Il basso era uno Squier Precision e non ricordo in che amplificatore lo abbiamo messo ma aveva un gran bel suono.

La batteria è stata accordata in maniera decisamente particolare visto che abbiamo tirato parecchio la pelle del rullante e poi abbiamo (questa è la vera stranezza) fatto in modo che il suono del tom fosse più grave di quello del timpano, che è una discreta follia. Per i piatti della batteria ci sarebbe da fare un discorso a parte per lo straordinario RIDE della batteria di Cico ma lo dovrebbe fare lui, in quanto il discorso comincerebbe con lui che dice “Questo non è un RIDE. E’ UN PIATTO” perché in effetti non è propriamente un Ride.

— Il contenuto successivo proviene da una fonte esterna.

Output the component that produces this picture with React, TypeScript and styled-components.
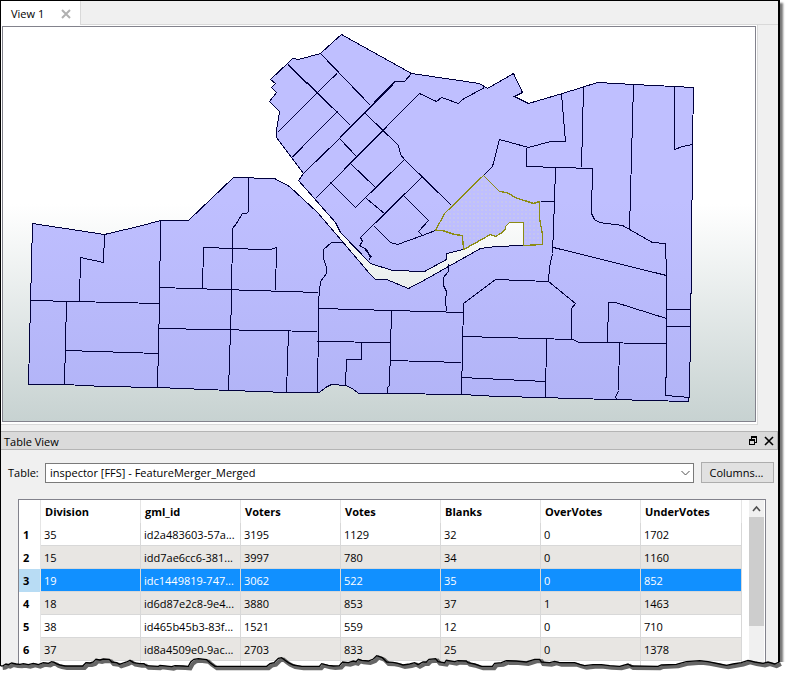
import React from 'react';
import styled, { createGlobalStyle } from 'styled-components';

const GlobalStyle = createGlobalStyle`
  * { box-sizing: border-box; }
  body { margin: 0; background: #fff; overflow-x: hidden; }
  body, button, select, input { font-family: 'Open Sans', 'Noto Sans', sans-serif; font-size: 11px; line-height: 16px; color: #000; }
`;

const Page = styled.main`
  position: relative;
  padding-right: 6px;
`;

const Window = styled.div`
  background: #f0f0f0;
  border: solid #000;
  border-width: 1px 2px 0 1px;
  box-shadow: 3px 3px 2px #777;
`;

const TabBar = styled.div`
  display: flex;
  height: 24px;
  border-bottom: 1px solid #d9d9d9;
`;

const Tab = styled.div`
  display: flex;
  align-items: center;
  justify-content: space-between;
  width: 80px;
  height: 24px;
  padding: 2px 9px 0 10px;
  background: #fff;
  border-right: 1px solid #d9d9d9;
`;

const TabButton = styled.button`
  padding: 0;
  border: 0;
  background: none;
`;

const IconButton = styled.button`
  display: flex;
  align-items: center;
  justify-content: center;
  width: 10px;
  height: 10px;
  padding: 0;
  border: 0;
  background: none;
`;

const ViewPane = styled.section`
  margin-right: 20px;
  padding: 1px 1px 2px;
  background: #fff;
  border-right: 1px solid #d9d9d9;
  border-bottom: 1px solid #d9d9d9;
`;

const Canvas = styled.div`
  border: 1px solid #82828c;
  background: linear-gradient(#fff 45%, #c7d2d1);
`;

const MapDrawing = styled.svg`
  display: block;
  width: 100%;
  height: auto;
`;

const DockTitle = styled.header`
  display: flex;
  align-items: center;
  justify-content: space-between;
  height: 19px;
  margin-top: 6px;
  padding: 0 3px;
  background: #dadada;
  border: solid #b4b4b4;
  border-width: 1px 1px 1px 0;
`;

const DockName = styled.h2`
  margin: 2px 0 0;
  font-size: 11px;
  font-weight: 400;
`;

const DockButtons = styled.div`
  display: flex;
  gap: 6px;
`;

const Toolbar = styled.div`
  display: flex;
  align-items: center;
  margin: 12px 4px 0 7px;
  height: 21px;
`;

const FieldLabel = styled.label`
  width: 37px;
`;

const SelectWrap = styled.div`
  position: relative;
  flex: 1;
`;

const TableSelect = styled.select`
  display: block;
  appearance: none;
  width: 100%;
  height: 20px;
  padding: 1px 20px 0 4px;
  border: 1px solid #7a7a7a;
  border-radius: 0;
  background: #fff;
`;

const SelectArrow = styled.svg`
  position: absolute;
  right: 4px;
  top: 7px;
  pointer-events: none;
`;

const ColumnsButton = styled.button`
  width: 73px;
  height: 21px;
  margin-left: 7px;
  padding: 0 2px 0 0;
  border: 1px solid #adadad;
  background: #e1e1e1;
`;

const GridFrame = styled.div`
  display: flex;
  margin: 16px 12px 0 17px;
  height: 172px;
  overflow: hidden;
  border: solid #82828c;
  border-width: 1px 1px 0;
  background: #fff;
`;

const GridArea = styled.div`
  flex: 1;
  overflow: hidden;
`;

const Grid = styled.table`
  table-layout: fixed;
  width: 723px;
  border-collapse: separate;
  border-spacing: 0;
`;

const SizedCol = styled.col<{ $width?: number }>`
  width: ${p => (p.$width ? `${p.$width}px` : 'auto')};
`;

const ColumnHead = styled.th`
  height: 23px;
  padding: 1px 4px 0;
  border-right: 1px solid #e5e5e5;
  font-weight: 700;
  text-align: left;
`;

const Row = styled.tr<{ $shaded?: boolean; $selected?: boolean }>`
  background: ${p => (p.$selected ? '#1190ff' : p.$shaded ? '#e8e6e3' : '#fff')};
  color: ${p => (p.$selected ? '#fff' : '#000')};
`;

const RowHead = styled.th<{ $selected?: boolean }>`
  height: 23px;
  padding: 0 6px 0 4px;
  border-right: 1px solid #e5e5e5;
  background: ${p => (p.$selected ? '#b8dcf4' : '#fff')};
  color: #000;
  font-weight: 700;
  text-align: left;
`;

const Cell = styled.td`
  height: 23px;
  padding: 1px 3px 0;
  border: solid #d8d8d8;
  border-width: 0 1px 1px 0;
  overflow: hidden;
  white-space: nowrap;
`;

const ScrollBar = styled.div`
  width: 16px;
  border-right: 1px solid #fff;
  background: #f0f0f0;
`;

const ScrollUp = styled.button`
  display: flex;
  align-items: center;
  justify-content: center;
  width: 15px;
  height: 17px;
  padding: 0;
  border: 0;
  background: #f0f0f0;
`;

const ScrollThumb = styled.div`
  height: 109px;
  background: #cdcdcd;
`;

const TornEdge = styled.svg`
  position: absolute;
  left: 0;
  bottom: -3px;
  width: 100%;
  height: 24px;
`;

const OUTLINE =
  'M32 223L104 234L142 225L160 220L188 220L233 177L274 178L289 186L317 212L341 240L369 273L375 279L386 279L408 288L425 279L448 266L480 248L495 246L523 245V222H509L505 226V229L500 233L495 236L490 234L465 248L463 249L446 253V259L424 271L392 270L370 263L340 232L335 222L298 180L303 173L291 157L276 137V130L279 111L269 101L276 92L271 87L275 83L270 79L287 63L292 58L298 59L320 53L333 41L341 34L411 73L479 83L487 88L513 73L522 92L514 96L528 103L562 93L597 82L633 84L674 86L693 87L692 143L691 260L690 328L689 397H688V401L647 400L615 399L570 398L545 397L497 396L461 394L387 393L358 393L352 388L345 385L331 384L325 387L319 392H287L230 390L157 387L103 386L64 384H28L30 303Z';

const BOUNDARIES = [
  'M104 234L103 262L80 257L79 301',
  'M31 300L159 303',
  'M66 302L64 384',
  'M66 350L158 353',
  'M160 220L159 303L157 387',
  'M159 287L318 292',
  'M202 288L203 247L262 249H270L276 247L275 290',
  'M248 177V211L246 213H242L236 223L232 228L231 300L228 390',
  'M159 328L317 331',
  'M288 331L286 392',
  'M342 242H331L323 249V258L326 267V273L320 281L318 300L318 323L317 392',
  'M319 308L463 312',
  'M317 341L390 342',
  'M391 310L389 385L387 387V393',
  'M361 342L361 359H346L345 385',
  'M390 360L461 362',
  'M461 394L463 303L495 279L548 281L575 303L571 308V339',
  'M463 336L572 339L579 342L666 343',
  'M461 377L545 381',
  'M546 339L545 397',
  'M607 342L608 302H615L666 318',
  'M619 342L618 390L615 397L617 399',
  'M666 309H690M666 326H690',
  'M689 397L665 395L666 360V274L665 243',
  'M553 247L666 275',
  'M555 167L554 201L552 253L549 267L548 281',
  'M540 201H554',
  'M448 263V271L443 277V285L446 291L445 300L446 311',
  'M561 93L565 141H550L528 147L499 139L492 166L483 175',
  'M526 147V166L592 168L591 213L594 219L599 222L622 225L629 229L652 242L665 243',
  'M583 87L581 167',
  'M633 84L629 229',
  'M674 86V149L682 146L692 144',
  'M435 230L422 235L397 244L390 242L374 226',
  'M422 235L418 231L428 220L404 196',
  'M422 176L360 237L362 241L359 245L366 249L370 257L368 260',
  'M451 205L404 159L400 154L398 145L365 113',
  'M404 159L355 207L330 182',
  'M350 163L375 187',
  'M366 198L385 214',
  'M315 198L419 93L436 101L441 97L458 103L462 99L484 87',
  'M411 73L404 81H394L339 138L303 173',
  'M339 138L356 156',
  'M287 63L350 125',
  'M320 53L370 105',
  'M336 73L277 132',
  'M337 111L291 157',
];

const ACCENTS = [
  'M288 65L307 83',
  'M394 82L340 137',
  'M373 139L344 169',
  'M336 74L332 78',
  'M302 147L292 157',
  'M385 213L375 223',
  'M365 249L371 257',
  'M418 231L422 235',
];

const SELECTED =
  'M483 175L499 191L506 192L517 198L524 200L533 203L539 201V218L542 234V244L523 245V222H509L505 226V229L500 233L495 236L490 234L465 248L463 249L462 235L454 234L442 230H435L444 213Z';

const TEAR: string =
  'M2 48L10 47L18 42L25 44L35 39L48 42L60 43L70 41L85 44L100 40L115 44L130 38L145 40L155 35L163 37L170 42L180 45L195 48L248 48L258 38L270 39L280 36L288 28L300 30L310 27L328 28L335 36L350 38L358 43L380 36L390 31L400 38L420 41L432 41L440 47L475 49L480 46L515 50L525 47L550 48L565 49L572 36L582 28L595 26L620 29L630 38L645 49L800 49L810 41L822 38L835 25L845 23L855 31L865 38L880 45L905 49L958 49L965 41L985 46L1000 48L1018 47L1028 36L1045 38L1060 33L1068 35L1075 28L1085 31L1105 33L1120 27L1130 17L1147 23L1160 36L1179 37L1194 40L1209 45L1229 42L1244 38L1254 44L1269 36L1279 36L1287 28L1307 26L1314 35L1334 38L1339 31L1364 35L1374 32L1399 33L1404 38L1424 42L1444 49L1477 49L1484 40L1504 38L1519 32L1549 33L1579 36L1604 28L1619 28L1624 36L1649 38L1664 34L1679 38L1724 38L1739 43L1754 47L1779 44L1804 44L1829 47L1859 49L1884 42L1894 48L1974 49L1984 45L2029 43L2059 35L2099 32L2124 35L2159 42L2179 46L2199 42L2224 38L2244 31L2264 36L2289 40L2304 36L2324 42L2337 36';

const columns = [
  { name: 'Division', width: 100 },
  { name: 'gml_id', width: 100 },
  { name: 'Voters', width: 100 },
  { name: 'Votes', width: 100 },
  { name: 'Blanks', width: 100 },
  { name: 'OverVotes', width: 100 },
  { name: 'UnderVotes' },
];
const rows = [
  ['35', 'id2a483603-57a...', '3195', '1129', '32', '0', '1702'],
  ['15', 'idd7ae6cc6-381...', '3997', '780', '34', '0', '1160'],
  ['19', 'idc1449819-747...', '3062', '522', '35', '0', '852'],
  ['18', 'id6d87e2c8-9e4...', '3880', '853', '37', '1', '1463'],
  ['38', 'id465b45b3-83f...', '1521', '559', '12', '0', '710'],
  ['37', 'id8a4509e0-9ac...', '2703', '833', '25', '0', '1378'],
];
const selectedRow = 2;

function DivisionMap() {
  return (
    <MapDrawing viewBox="3 27 752 394" role="img" aria-label="Voting divisions">
      <defs>
        <linearGradient id="land" gradientUnits="userSpaceOnUse" x1="0" y1="200" x2="0" y2="400">
          <stop offset="0" stopColor="#bfbfff" />
          <stop offset="1" stopColor="#b2b4f7" />
        </linearGradient>
        <pattern id="dots" width="4" height="4" patternUnits="userSpaceOnUse">
          <rect x="1" y="1" width="1" height="1" fill="#dcdcc4" />
        </pattern>
      </defs>
      <g transform="translate(.5 .5)" shapeRendering="crispEdges" fill="none" stroke="#00003c">
        <path d={OUTLINE} fill="url(#land)" />
        <path d={BOUNDARIES.join('')} />
        <path d={ACCENTS.join('')} strokeWidth="1.4" />
        <path d={SELECTED} fill="url(#dots)" stroke="#8c8c14" strokeWidth="1.3" />
      </g>
    </MapDrawing>
  );
}

function AttributeTable() {
  return (
    <Grid>
      <colgroup>
        <SizedCol $width={22} />
        {columns.map(column => <SizedCol key={column.name} $width={column.width} />)}
      </colgroup>
      <thead>
        <tr>
          <ColumnHead as="td" />
          {columns.map(({ name }) => <ColumnHead key={name} scope="col">{name}</ColumnHead>)}
        </tr>
      </thead>
      <tbody>
        {rows.map((row, i) => (
          <Row key={row[1]} $shaded={i % 2 === 1} $selected={i === selectedRow}>
            <RowHead scope="row" $selected={i === selectedRow}>{i + 1}</RowHead>
            {row.map((value, c) => <Cell key={columns[c].name}>{value}</Cell>)}
          </Row>
        ))}
        <Row>
          <RowHead as="td" />
          {columns.map(({ name }) => <Cell key={name} />)}
        </Row>
      </tbody>
    </Grid>
  );
}

export default function App() {
  return (
    <>
      <GlobalStyle />
      <Page>
        <Window>
          <TabBar>
            <Tab>
              <TabButton>View 1</TabButton>
              <IconButton aria-label="Close view">
                <svg width="10" height="10" viewBox="0 0 10 10" stroke="#b0b0b0" strokeWidth="2">
                  <path d="M1 1L9 9M9 1L1 9" />
                </svg>
              </IconButton>
            </Tab>
          </TabBar>
          <ViewPane>
            <Canvas>
              <DivisionMap />
            </Canvas>
          </ViewPane>
          <DockTitle>
            <DockName>Table View</DockName>
            <DockButtons>
              <IconButton aria-label="Float panel">
                <svg width="10" height="10" viewBox="0 0 10 10" fill="none" stroke="#000" shapeRendering="crispEdges">
                  <path d="M3 1.500H9M3 .5H9M3.500 1V4M8.500 1V6.500H6M1 4.500H7M1 3.500H7M1.500 4V8.500H6.500V4" />
                </svg>
              </IconButton>
              <IconButton aria-label="Close panel">
                <svg width="10" height="10" viewBox="0 0 10 10" stroke="#000" strokeWidth="1.600">
                  <path d="M1 1L9 9M9 1L1 9" />
                </svg>
              </IconButton>
            </DockButtons>
          </DockTitle>
          <Toolbar>
            <FieldLabel htmlFor="table-name">Table:</FieldLabel>
            <SelectWrap>
              <TableSelect id="table-name">
                <option>inspector [FFS] - FeatureMerger_Merged</option>
              </TableSelect>
              <SelectArrow width="9" height="6" viewBox="0 0 9 6" fill="none" stroke="#505050">
                <path d="M.5 1L4.500 5L8.500 1" />
              </SelectArrow>
            </SelectWrap>
            <ColumnsButton>Columns...</ColumnsButton>
          </Toolbar>
          <GridFrame>
            <GridArea>
              <AttributeTable />
            </GridArea>
            <ScrollBar>
              <ScrollUp aria-label="Scroll up">
                <svg width="9" height="7" viewBox="0 0 9 7" fill="none" stroke="#505050" strokeWidth="1.600">
                  <path d="M1 6L4.500 2L8 6" />
                </svg>
              </ScrollUp>
              <ScrollThumb />
            </ScrollBar>
          </GridFrame>
        </Window>
        <TornEdge viewBox="0 0 2358 72" preserveAspectRatio="none" aria-hidden="true">
          <defs>
            <filter id="soft" x="-1%" y="-50%" width="102%" height="200%">
              <feGaussianBlur stdDeviation="2" />
            </filter>
          </defs>
          <path d={`${TEAR}H2358V80H-9V48Z`} fill="#fff" />
          <g fill="none">
            <path d={TEAR} transform="translate(6 6)" stroke="#666" strokeWidth="12" filter="url(#soft)" />
            <path d={`${TEAR}V-4`} stroke="#000" strokeWidth="4" />
          </g>
        </TornEdge>
      </Page>
    </>
  );
}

Ci sono pochissimi raddoppi di voce, di solito ne facevo un sacco e invece questa volta no. Non credo ci sia un singolo raddoppio di acustica, forse solo in un pezzo e di solito ne facevo SEMPRE.

Insomma, anche se per molti sarà “Il solito disco di Frigieri” per me è un disco piuttosto diverso dal solito e devo dire ne sono parecchio contento.

 

Il disco conterrà 9 canzoni, i titoli ve li dico un’altra volta.

Ho registrato 10 canzoni nuove e ho capito alcune cose

Ho voglia di comprare una Fender Stratocaster. Mica subito, ma ho voglia di cominciare a guardarci e poi, forse tra un anno o due, di comprarmi una Stratocaster. Non ho mai avuto una Stratocaster. Sono sempre stato un Telecasterista. Chiaramente bisognerà trovare quella giusta, quindi la cosa impiegherà anni.

Ho voglia di ricominciare ad esercitarmi con la chitarra. Per conto mio, ma mi sono reso conto che suono poco da parecchio tempo e che invece una volta stavo quasi per diventare un chitarrista decente, di quelli che uno li guarda e pensa “Quello è un chitarrista”.

Ho voglia di scrivere più canzoni. Tante. Ho voglia di scriverne un casino, proprio un casino. Anche brutte, anche venute male e poi lasciarle lì, poi riscriverne ancora.

Ho capito che voglio fregarmene ancora di più di quel che va di moda o di quel che si deve fare e che devo soltanto scrivere, suonare, scrivere, suonare.

Ma soprattutto, ho capito che non smetterò mai.

E’ incredibile come questa cosa mi faccia sentire bene.